When the Fosse Way broke off for a while, the last stage of my route took me across a few more fields, and then through the (surprisingly) now sunlit Harridge Wood. I wondered why I even needed to explore Somerset, when the ferny, boulder-strewn, stream-sewn, bee-loud woods on my doorstep are probably the most enchanting of all. After walking a while, I stopped wondering that and started wondering why a wood which doesn't seem like more than a spinney when I go for a typical walk in it, seems to stretch on forever when I'm tired and my feet hurt. I'm glad to be home - but if my feet have forgiven me by later in the week, I might try and see what the East Mendip Way from Ingsdons Hill to Great Gains Wood looks like.

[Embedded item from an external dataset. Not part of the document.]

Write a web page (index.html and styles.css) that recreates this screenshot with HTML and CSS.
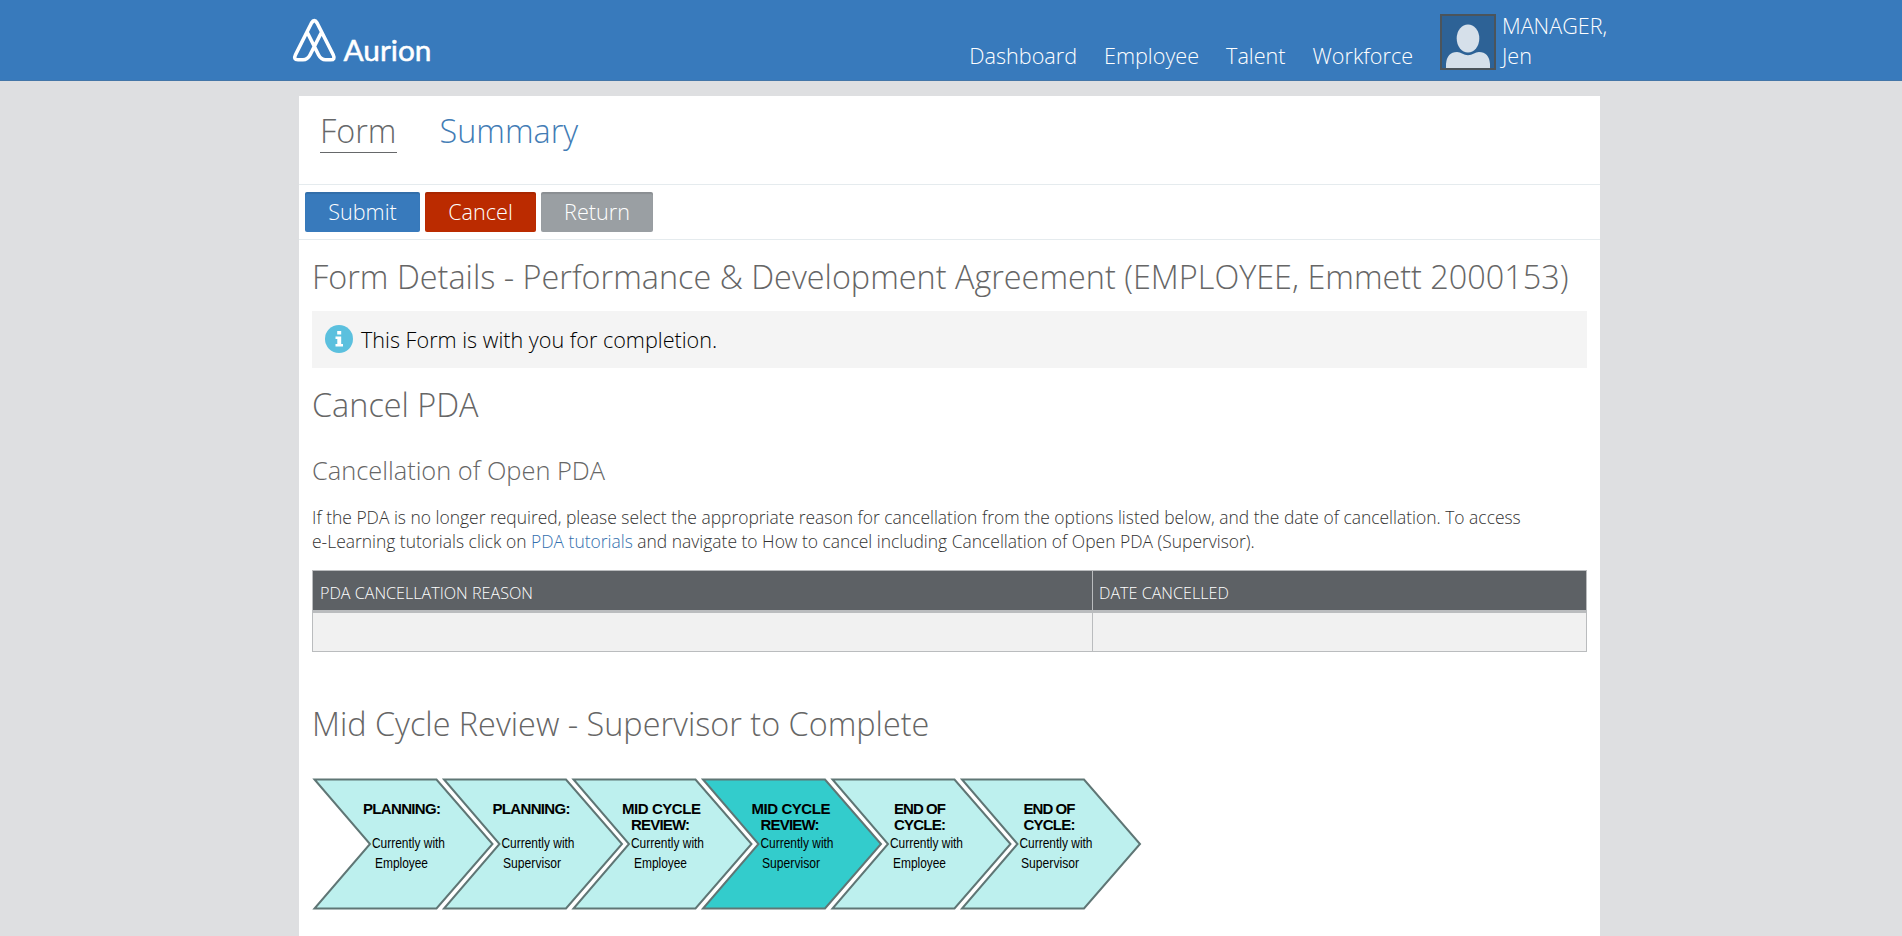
FILE: index.html
```html
<!DOCTYPE html>
<html lang="en">
<head>
<meta charset="utf-8">
<title>Aurion</title>
<link rel="stylesheet" href="styles.css">
</head>
<body>
<header class="topbar">
  <div class="topbar-inner">
    <svg class="logo" width="144" height="50" viewBox="0 0 144 50">
      <g fill="none" stroke="#fff" stroke-width="3.6" stroke-linejoin="round" stroke-linecap="round">
        <path d="M30 16.3 L19 38 Q16.5 42.8 12 42.8 H7 Q2 42.8 4.5 37.8 L20.5 6 Q23.3 1.2 26.1 6 L42.2 37.8 Q44.6 42.8 39.6 42.8 H34.6 Q30.1 42.8 27.6 38 L16.7 16.3"/>
      </g>
      <text class="logo-text" x="52.5" y="44" textLength="88" lengthAdjust="spacingAndGlyphs">Aurion</text>
    </svg>
    <nav class="nav">
      <a>Dashboard</a><a>Employee</a><a>Talent</a><a>Workforce</a>
    </nav>
    <div class="user">
      <svg class="avatar" width="56" height="56" viewBox="0 0 56 56">
        <rect x="1" y="1" width="54" height="54" fill="#2d6296" stroke="#4b545b" stroke-width="2"/>
        <ellipse cx="28" cy="24.5" rx="11.3" ry="14" fill="#d6e0ea"/>
        <path d="M6 54 V50 Q7 38 17 38 Q20 38 22 39.5 Q28 43 34 39.5 Q36 38 39 38 Q49 38 50 50 V54 Z" fill="#d6e0ea"/>
      </svg>
      <div class="user-name">MANAGER,<br>Jen</div>
    </div>
  </div>
</header>
<main class="page">
  <div class="tabs"><a class="tab active">Form</a><a class="tab">Summary</a></div>
  <div class="actions">
    <button class="btn submit">Submit</button>
    <button class="btn cancel">Cancel</button>
    <button class="btn return">Return</button>
  </div>
  <section class="content">
    <h1 class="title t-main">Form Details - Performance &amp; Development Agreement (EMPLOYEE, Emmett 2000153)</h1>
    <div class="notice">
      <svg width="28" height="28" viewBox="0 0 28 28"><circle cx="14" cy="14" r="14" fill="#5bc0de"/><path d="M12.2 6h4v3.6h-4zM10.5 11.4h5.7v7.6h1.8v2.6h-7.5V19h1.8v-5h-1.8z" fill="#fff"/></svg>
      <span>This Form is with you for completion.</span>
    </div>
    <h2 class="title t-cancel">Cancel PDA</h2>
    <h3 class="subtitle">Cancellation of Open PDA</h3>
    <p class="help">If the PDA is no longer required, please select the appropriate reason for cancellation from the options listed below, and the date of cancellation. To access<br>e-Learning tutorials click on <a>PDA tutorials</a> and navigate to How to cancel including Cancellation of Open PDA (Supervisor).</p>
    <div class="grid">
      <div class="th">PDA CANCELLATION REASON</div><div class="th">DATE CANCELLED</div>
      <div class="td"></div><div class="td"></div>
    </div>
    <h2 class="title t-mid">Mid Cycle Review - Supervisor to Complete</h2>
    <svg class="steps" width="832" height="136" viewBox="312 775 832 136">
      <defs><path id="chev" d="M314.5 778.5H436.5L492.5 843L436.5 907.5H314.5L370 843Z"/></defs>
      <g class="step"><use href="#chev"/><text class="h" x="363" y="813" textLength="78">PLANNING:</text><text x="372" y="847" textLength="73" lengthAdjust="spacingAndGlyphs">Currently with</text><text x="375" y="867" textLength="53" lengthAdjust="spacingAndGlyphs">Employee</text></g>
      <g class="step" transform="translate(129.5)"><use href="#chev"/><text class="h" x="363" y="813" textLength="78">PLANNING:</text><text x="372" y="847" textLength="73" lengthAdjust="spacingAndGlyphs">Currently with</text><text x="373.5" y="867" textLength="58" lengthAdjust="spacingAndGlyphs">Supervisor</text></g>
      <g class="step" transform="translate(259)"><use href="#chev"/><text class="h" x="363" y="813" textLength="79">MID CYCLE</text><text class="h" x="372" y="829" textLength="59">REVIEW:</text><text x="372" y="847" textLength="73" lengthAdjust="spacingAndGlyphs">Currently with</text><text x="375" y="867" textLength="53" lengthAdjust="spacingAndGlyphs">Employee</text></g>
      <g class="step current" transform="translate(388.5)"><use href="#chev"/><text class="h" x="363" y="813" textLength="79">MID CYCLE</text><text class="h" x="372" y="829" textLength="59">REVIEW:</text><text x="372" y="847" textLength="73" lengthAdjust="spacingAndGlyphs">Currently with</text><text x="373.5" y="867" textLength="58" lengthAdjust="spacingAndGlyphs">Supervisor</text></g>
      <g class="step" transform="translate(518)"><use href="#chev"/><text class="h" x="376" y="813" textLength="52">END OF</text><text class="h" x="376" y="829" textLength="52">CYCLE:</text><text x="372" y="847" textLength="73" lengthAdjust="spacingAndGlyphs">Currently with</text><text x="375" y="867" textLength="53" lengthAdjust="spacingAndGlyphs">Employee</text></g>
      <g class="step" transform="translate(647.5)"><use href="#chev"/><text class="h" x="376" y="813" textLength="52">END OF</text><text class="h" x="376" y="829" textLength="52">CYCLE:</text><text x="372" y="847" textLength="73" lengthAdjust="spacingAndGlyphs">Currently with</text><text x="373.5" y="867" textLength="58" lengthAdjust="spacingAndGlyphs">Supervisor</text></g>
    </svg>
  </section>
</main>
</body>
</html>
```
FILE: styles.css
```css
* { box-sizing: border-box; }
html, body { margin: 0; height: 936px; overflow: hidden; }
body { background: #dedfe1; font-family: "Open Sans", sans-serif; font-weight: 300; }
.topbar { height: 81px; background: #387abc; border-bottom: 1px solid #4376a8; }
.topbar-inner { display: flex; width: 1323px; height: 80px; margin-left: 291px; }
.logo { margin-top: 17px; overflow: visible; }
.logo-text { font: 400 29px Lato, sans-serif; fill: #fff; stroke: #fff; stroke-width: .5px; }
.nav { display: flex; gap: 27px; margin-left: auto; padding-top: 41px; font-size: 21.6px; line-height: 30px; color: #fff; }
.user { display: flex; gap: 6px; margin-left: 27px; padding-top: 14px; color: #fff; }
.user-name { margin-top: -3px; width: 112px; font-size: 21.6px; line-height: 30px; }
.page { width: 1301px; height: 840px; margin: 15px 0 0 299px; background: #fff; }
.tabs { display: flex; gap: 43px; height: 89px; padding: 11px 21px 0; border-bottom: 1px solid #e5ebee; }
.tab { height: 46px; font-size: 32.4px; line-height: 46px; color: #427cb5; }
.tab.active { color: #66686a; border-bottom: 1px solid #66686a; }
.actions { display: flex; gap: 5px; height: 55px; padding: 7px 6px; border-bottom: 1px solid #e5ebee; }
.btn { height: 40px; padding: 0; border: 0; border-radius: 2px; box-shadow: inset 0 2px 1px rgba(0, 0, 0, .1); color: #fff; font: 300 21.6px/40px "Open Sans", sans-serif; }
.submit { width: 115px; background: #387abc; }
.cancel { width: 111px; background: #bb2b00; }
.return { width: 112px; background: #9a9fa3; }
.content { padding: 0 13px; }
.title { margin: 0; color: #666; font-size: 32.4px; font-weight: 300; line-height: 44px; white-space: nowrap; }
.t-main { padding-top: 14px; height: 71px; }
.notice { display: flex; align-items: center; gap: 8px; height: 57px; padding: 0 0 2px 13px; background: #f4f4f4; color: #000; font-size: 21.6px; }
.notice span { padding-top: 2px; }
.t-cancel { margin-top: 14px; }
.subtitle { margin: 27px 0 0; color: #666; font-size: 25.4px; font-weight: 300; line-height: 34px; }
.help { margin: 18px 0 0; color: #333; font-size: 17.45px; line-height: 24px; white-space: nowrap; }
.help a { color: #336fae; }
.grid { display: grid; grid-template-columns: 780px 494px; margin-top: 17px; border: 1px solid #babcbe; border-width: 1px 0 0 1px; width: 1275px; }
.th { height: 42px; padding: 8px 7px 0; background: #5d6165; border-right: 1px solid #babcbe; border-bottom: 3px solid #babcbe; color: #fff; font-size: 16.15px; line-height: 28px; }
.th + .th { padding-left: 6px; }
.td { height: 39px; background: #f1f1f1; border: 1px solid #babcbe; border-width: 0 1px 1px 0; }
.t-mid { margin-top: 49px; }
.steps { display: block; margin-top: 31px; }
.step { fill: #000; font-family: "Liberation Sans", sans-serif; font-size: 14.3px; }
.step use { fill: #bdf0ee; stroke: #5f7675; stroke-width: 2px; }
.step.current use { fill: #33cccc; }
.step .h { font-size: 15px; font-weight: 700; }
```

Thurdsday 13th September 2018
My feet were sore after yesterday, so I decided to take the day off, spent the morning thinking and writing, and went into Wells in the afternoon to see whether there was anywhere that sold boots, as my old ones are falling to bits. Unfortunately, the shoe-shop has plenty of boot-like footwear, but only a few pairs of really sturdy hiking boots, which were all a bit pricey for me. Still, I got a reasonable amount of the day's walking in by wandering around Wells, and made up the remainder this evening by repeatedly running up and down the stairs of my house. Actually, walking sedately one stair at a time, instead of running up them two at a time, would have made up the requisite number of steps with less expenditure of energy - but it wouldn't have been nearly so satisfying.
The Beloved, who plays in the From The Top orchestra, is in a concert at St Cuthbert's Church in Wells tomorrow with the Cantabile Ladies' Choir, so I'm planning to walk into Wells to attend that, and get a lift home afterwards. The concert starts at 7.30pm, the tickets cost £10, and the theme is 'Music From The Wars', if you're interested in going along.